STATED TASK: Do not carry the pictures over; copy every other part of the entries exactly.
┌──
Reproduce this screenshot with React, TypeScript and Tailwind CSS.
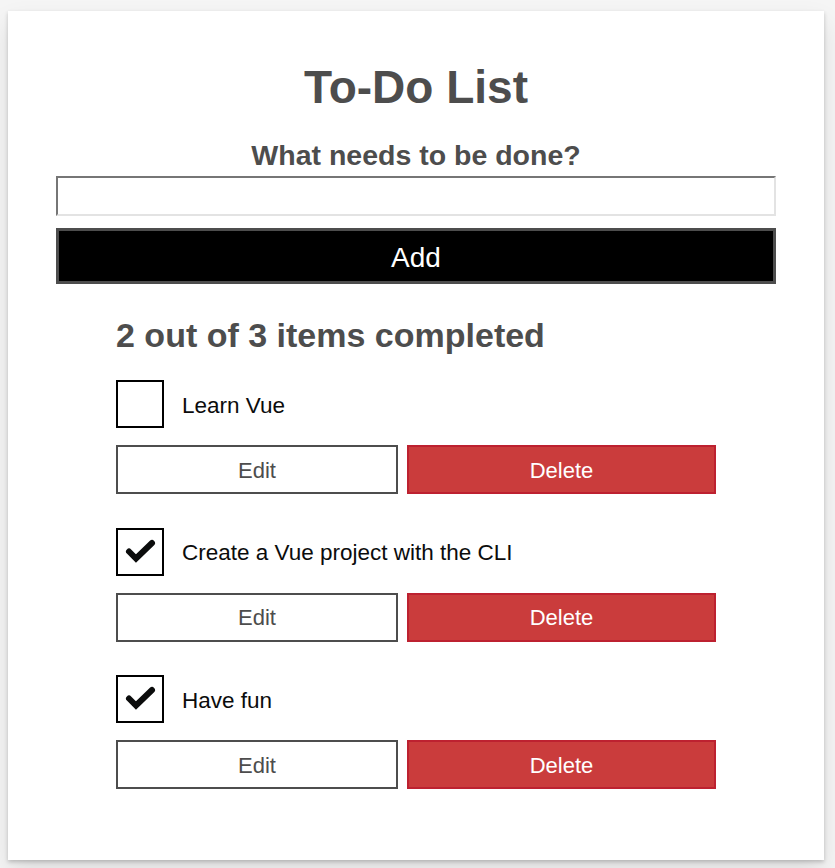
import { useState } from "react";

type Todo = { id: number; label: string; done: boolean };

const initialTodos: Todo[] = [
    { id: 1, label: "Learn Vue", done: false },
    { id: 2, label: "Create a Vue project with the CLI", done: true },
    { id: 3, label: "Have fun", done: true },
];

function CheckBox({ checked, onToggle }: { checked: boolean; onToggle: () => void }) {
    return (
        <button
            onClick={onToggle}
            className="w-[48px] h-[48px] border-2 border-black bg-white flex items-center justify-center shrink-0"
        >
            {checked && (
                <svg width="44" height="44" viewBox="0 0 44 44">
                    <polyline
                        points="11,21.5 18,28.5 34,13"
                        fill="none"
                        stroke="#0b0c0c"
                        strokeWidth="6"
                        strokeLinecap="round"
                        strokeLinejoin="miter"
                    />
                </svg>
            )}
        </button>
    );
}

export default function App() {
    const [todos, setTodos] = useState<Todo[]>(initialTodos);
    const [text, setText] = useState("");

    const done = todos.filter((t) => t.done).length;

    const toggle = (id: number) =>
        setTodos(todos.map((t) => (t.id === id ? { ...t, done: !t.done } : t)));

    const remove = (id: number) => setTodos(todos.filter((t) => t.id !== id));

    const add = () => {
        if (!text.trim()) return;
        setTodos([...todos, { id: Date.now(), label: text.trim(), done: false }]);
        setText("");
    };

    return (
        <main className="min-h-screen bg-[#f5f5f5] pt-[11px] font-['Liberation_Sans',Arial,sans-serif] text-[#4d4d4d]">
            <div className="ml-[8px] w-[816px] bg-white px-[48px] pt-[48px] pb-[71px] shadow-[0_2px_4px_0_rgba(0,0,0,0.2),0_12px_24px_0_rgba(0,0,0,0.1)]">
                {/* Titulo e formulario */}
                <h1 className="text-center text-[46px] leading-[56px] font-bold">To-Do List</h1>
                <label
                    htmlFor="new-todo"
                    className="block mt-[23px] text-center text-[28.5px] leading-[34px] font-bold"
                >
                    What needs to be done?
                </label>
                <input
                    id="new-todo"
                    value={text}
                    onChange={(e) => setText(e.target.value)}
                    className="block mt-[4px] w-full h-[40px] border-2 border-[#e3e3e3] border-t-[#767676] border-l-[#767676] px-2 text-[22px] outline-none"
                />
                <button
                    onClick={add}
                    className="block mt-[12px] w-full h-[56px] bg-black text-white text-[28px] pt-[3px] border-[3px] border-[#4d4d4d]"
                >
                    Add
                </button>

                {/* Lista */}
                <div className="w-[600px] mx-auto">
                    <h2 className="mt-[31px] text-[34px] leading-[40px] font-bold">
                        {done} out of {todos.length} items completed
                    </h2>
                    <ul className="mt-[25px] flex flex-col gap-[33.5px]">
                        {todos.map((todo) => (
                            <li key={todo.id}>
                                <div className="flex items-center gap-[18px]">
                                    <CheckBox checked={todo.done} onToggle={() => toggle(todo.id)} />
                                    <span className="pt-[3px] text-[22.5px] text-[#0b0c0c]">{todo.label}</span>
                                </div>
                                <div className="mt-[17px] flex gap-[9px]">
                                    <button className="w-[282px] h-[49px] pt-[1px] border-2 border-[#4d4d4d] bg-white text-[22px] text-[#4d4d4d]">
                                        Edit
                                    </button>
                                    <button
                                        onClick={() => remove(todo.id)}
                                        className="w-[309px] h-[49px] pt-[1px] border-2 border-[#bd2130] bg-[#ca3c3c] text-[22px] text-white"
                                    >
                                        Delete
                                    </button>
                                </div>
                            </li>
                        ))}
                    </ul>
                </div>
            </div>
        </main>
    );
}
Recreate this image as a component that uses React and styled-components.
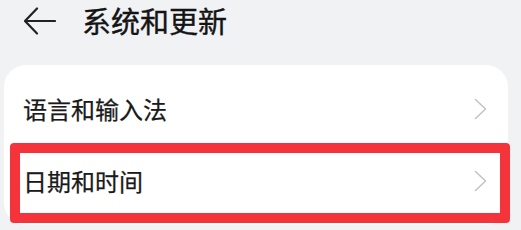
import React from 'react';
import styled, { createGlobalStyle } from 'styled-components';

const GlobalStyle = createGlobalStyle`
  html, body {
    margin: 0;
    padding: 0;
    background: #f1f2f4;
    font-family: "Noto Sans CJK SC", "Noto Sans", sans-serif;
    color: #191919;
  }
`;

const Page = styled.div`
  width: 521px;
  height: 230px;
  overflow: hidden;
  box-sizing: border-box;
`;

const Header = styled.div`
  display: flex;
  align-items: center;
  height: 41px;
  padding-left: 24px;
`;

const Title = styled.div`
  margin-left: 26px;
  font-size: 29px;
  font-weight: 400;
  line-height: 1;
  color: #141414;
  -webkit-text-stroke: 0.4px #141414;
`;

const Card = styled.div`
  margin: 24px 0 0 4px;
  width: 504px;
  box-sizing: border-box;
  padding: 8px 0;
  background: #ffffff;
  border-radius: 22px;
`;

const Row = styled.div`
  position: relative;
  display: flex;
  align-items: center;
  justify-content: space-between;
  height: 72px;
  padding: 0 21px 0 19px;
`;

const Label = styled.span`
  font-size: 24px;
  line-height: 1;
  color: #1a1a1a;
  -webkit-text-stroke: 0.25px #1a1a1a;
`;

const Highlight = styled.div`
  position: absolute;
  top: -2px;
  bottom: -6px;
  left: 6px;
  right: -2px;
  border: 10.5px solid #f5333b;
  border-radius: 4px;
  pointer-events: none;
`;

const BackArrow = () => (
  <svg width="32" height="28" viewBox="0 0 32 28">
    <path
      d="M1 14 H31 M13 1.5 L1 14 L13 26.5"
      fill="none"
      stroke="#222"
      strokeWidth="2.2"
      strokeLinecap="round"
      strokeLinejoin="round"
    />
  </svg>
);

const Chevron = () => (
  <svg width="13" height="22" viewBox="0 0 13 22">
    <path
      d="M1.5 1.5 L11.5 11 L1.5 20.5"
      fill="none"
      stroke="#c4c4c4"
      strokeWidth="1.6"
      strokeLinecap="round"
      strokeLinejoin="round"
    />
  </svg>
);

const items = [
  { label: '语言和输入法' },
  { label: '日期和时间', marked: true },
];

export default function App() {
  return (
    <Page>
      <GlobalStyle />
      <Header>
        <BackArrow />
        <Title>系统和更新</Title>
      </Header>
      <Card>
        {items.map((it) => (
          <Row key={it.label}>
            <Label>{it.label}</Label>
            <Chevron />
            {it.marked && <Highlight />}
          </Row>
        ))}
      </Card>
    </Page>
  );
}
└──
RIGHT ANSWER:
Reproduce this screenshot with React, TypeScript and Tailwind CSS.
import { useState } from "react";

type Todo = { id: number; label: string; done: boolean };

const initialTodos: Todo[] = [
    { id: 1, label: "Learn Vue", done: false },
    { id: 2, label: "Create a Vue project with the CLI", done: true },
    { id: 3, label: "Have fun", done: true },
];

function CheckBox({ checked, onToggle }: { checked: boolean; onToggle: () => void }) {
    return (
        <button
            onClick={onToggle}
            className="w-[48px] h-[48px] border-2 border-black bg-white flex items-center justify-center shrink-0"
        >
            {checked && (
                <svg width="44" height="44" viewBox="0 0 44 44">
                    <polyline
                        points="11,21.5 18,28.5 34,13"
                        fill="none"
                        stroke="#0b0c0c"
                        strokeWidth="6"
                        strokeLinecap="round"
                        strokeLinejoin="miter"
                    />
                </svg>
            )}
        </button>
    );
}

export default function App() {
    const [todos, setTodos] = useState<Todo[]>(initialTodos);
    const [text, setText] = useState("");

    const done = todos.filter((t) => t.done).length;

    const toggle = (id: number) =>
        setTodos(todos.map((t) => (t.id === id ? { ...t, done: !t.done } : t)));

    const remove = (id: number) => setTodos(todos.filter((t) => t.id !== id));

    const add = () => {
        if (!text.trim()) return;
        setTodos([...todos, { id: Date.now(), label: text.trim(), done: false }]);
        setText("");
    };

    return (
        <main className="min-h-screen bg-[#f5f5f5] pt-[11px] font-['Liberation_Sans',Arial,sans-serif] text-[#4d4d4d]">
            <div className="ml-[8px] w-[816px] bg-white px-[48px] pt-[48px] pb-[71px] shadow-[0_2px_4px_0_rgba(0,0,0,0.2),0_12px_24px_0_rgba(0,0,0,0.1)]">
                {/* Titulo e formulario */}
                <h1 className="text-center text-[46px] leading-[56px] font-bold">To-Do List</h1>
                <label
                    htmlFor="new-todo"
                    className="block mt-[23px] text-center text-[28.5px] leading-[34px] font-bold"
                >
                    What needs to be done?
                </label>
                <input
                    id="new-todo"
                    value={text}
                    onChange={(e) => setText(e.target.value)}
                    className="block mt-[4px] w-full h-[40px] border-2 border-[#e3e3e3] border-t-[#767676] border-l-[#767676] px-2 text-[22px] outline-none"
                />
                <button
                    onClick={add}
                    className="block mt-[12px] w-full h-[56px] bg-black text-white text-[28px] pt-[3px] border-[3px] border-[#4d4d4d]"
                >
                    Add
                </button>

                {/* Lista */}
                <div className="w-[600px] mx-auto">
                    <h2 className="mt-[31px] text-[34px] leading-[40px] font-bold">
                        {done} out of {todos.length} items completed
                    </h2>
                    <ul className="mt-[25px] flex flex-col gap-[33.5px]">
                        {todos.map((todo) => (
                            <li key={todo.id}>
                                <div className="flex items-center gap-[18px]">
                                    <CheckBox checked={todo.done} onToggle={() => toggle(todo.id)} />
                                    <span className="pt-[3px] text-[22.5px] text-[#0b0c0c]">{todo.label}</span>
                                </div>
                                <div className="mt-[17px] flex gap-[9px]">
                                    <button className="w-[282px] h-[49px] pt-[1px] border-2 border-[#4d4d4d] bg-white text-[22px] text-[#4d4d4d]">
                                        Edit
                                    </button>
                                    <button
                                        onClick={() => remove(todo.id)}
                                        className="w-[309px] h-[49px] pt-[1px] border-2 border-[#bd2130] bg-[#ca3c3c] text-[22px] text-white"
                                    >
                                        Delete
                                    </button>
                                </div>
                            </li>
                        ))}
                    </ul>
                </div>
            </div>
        </main>
    );
}
Recreate this image as a component that uses React and styled-components.
import React from 'react';
import styled, { createGlobalStyle } from 'styled-components';

const GlobalStyle = createGlobalStyle`
  html, body {
    margin: 0;
    padding: 0;
    background: #f1f2f4;
    font-family: "Noto Sans CJK SC", "Noto Sans", sans-serif;
    color: #191919;
  }
`;

const Page = styled.div`
  width: 521px;
  height: 230px;
  overflow: hidden;
  box-sizing: border-box;
`;

const Header = styled.div`
  display: flex;
  align-items: center;
  height: 41px;
  padding-left: 24px;
`;

const Title = styled.div`
  margin-left: 26px;
  font-size: 29px;
  font-weight: 400;
  line-height: 1;
  color: #141414;
  -webkit-text-stroke: 0.4px #141414;
`;

const Card = styled.div`
  margin: 24px 0 0 4px;
  width: 504px;
  box-sizing: border-box;
  padding: 8px 0;
  background: #ffffff;
  border-radius: 22px;
`;

const Row = styled.div`
  position: relative;
  display: flex;
  align-items: center;
  justify-content: space-between;
  height: 72px;
  padding: 0 21px 0 19px;
`;

const Label = styled.span`
  font-size: 24px;
  line-height: 1;
  color: #1a1a1a;
  -webkit-text-stroke: 0.25px #1a1a1a;
`;

const Highlight = styled.div`
  position: absolute;
  top: -2px;
  bottom: -6px;
  left: 6px;
  right: -2px;
  border: 10.5px solid #f5333b;
  border-radius: 4px;
  pointer-events: none;
`;

const BackArrow = () => (
  <svg width="32" height="28" viewBox="0 0 32 28">
    <path
      d="M1 14 H31 M13 1.5 L1 14 L13 26.5"
      fill="none"
      stroke="#222"
      strokeWidth="2.2"
      strokeLinecap="round"
      strokeLinejoin="round"
    />
  </svg>
);

const Chevron = () => (
  <svg width="13" height="22" viewBox="0 0 13 22">
    <path
      d="M1.5 1.5 L11.5 11 L1.5 20.5"
      fill="none"
      stroke="#c4c4c4"
      strokeWidth="1.6"
      strokeLinecap="round"
      strokeLinejoin="round"
    />
  </svg>
);

const items = [
  { label: '语言和输入法' },
  { label: '日期和时间', marked: true },
];

export default function App() {
  return (
    <Page>
      <GlobalStyle />
      <Header>
        <BackArrow />
        <Title>系统和更新</Title>
      </Header>
      <Card>
        {items.map((it) => (
          <Row key={it.label}>
            <Label>{it.label}</Label>
            <Chevron />
            {it.marked && <Highlight />}
          </Row>
        ))}
      </Card>
    </Page>
  );
}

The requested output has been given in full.